Excellent series of blog articles about data science

I just found this excellent series of articles by John Mount.  Really intuitive and the explanations he gives are good. Furthermore there is really useful R code to recreate the figures they make.   Really a must read if you are getting into data science.

 

http://www.win-vector.com/blog/2015/09/willyourmodelworkpart2/

Random forests: identifying package conflicts in R

I just lost a morning of my life dealing with a strange R problem. As a reader of my blog you may know my love for machine learning and Gradient Forests – turns out that if you have the uni-variate version installed (‘Random Forests’) your beautiful Gradient Forest is no longer – just a barren wasteland remains.

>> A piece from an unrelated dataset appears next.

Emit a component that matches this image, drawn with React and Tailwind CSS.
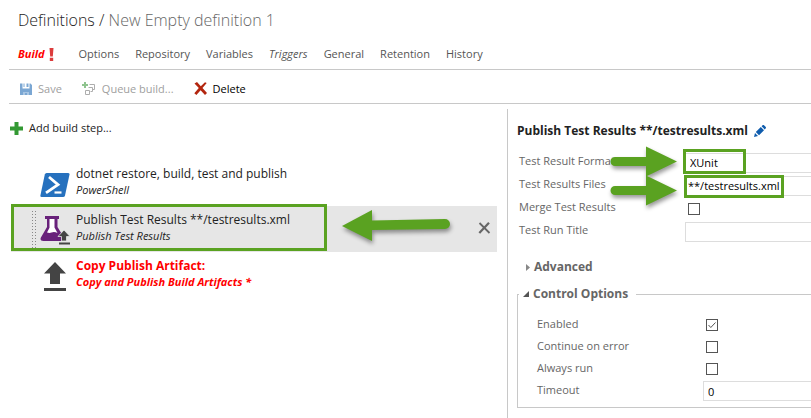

Excuse the terrible metaphor, basically there is some weird conflict between the two that make Gradient forest produce the horrifying error: “The response has five or fewer unique values.  Are you sure you want to do regression?”. This was made worse by the fact that yesterday Gradient Forests was working perfectly yesterday (i.e. I hadn’t loaded Random Forests), but then today I found an inconsistency in the data and made some reasonable sized changes, got distracted and ran  Random Forests on another piece of data, then came back to analyse my modified data from yesterday  and bang I got the above error + topping it all off the error “The gradient forest is empty”.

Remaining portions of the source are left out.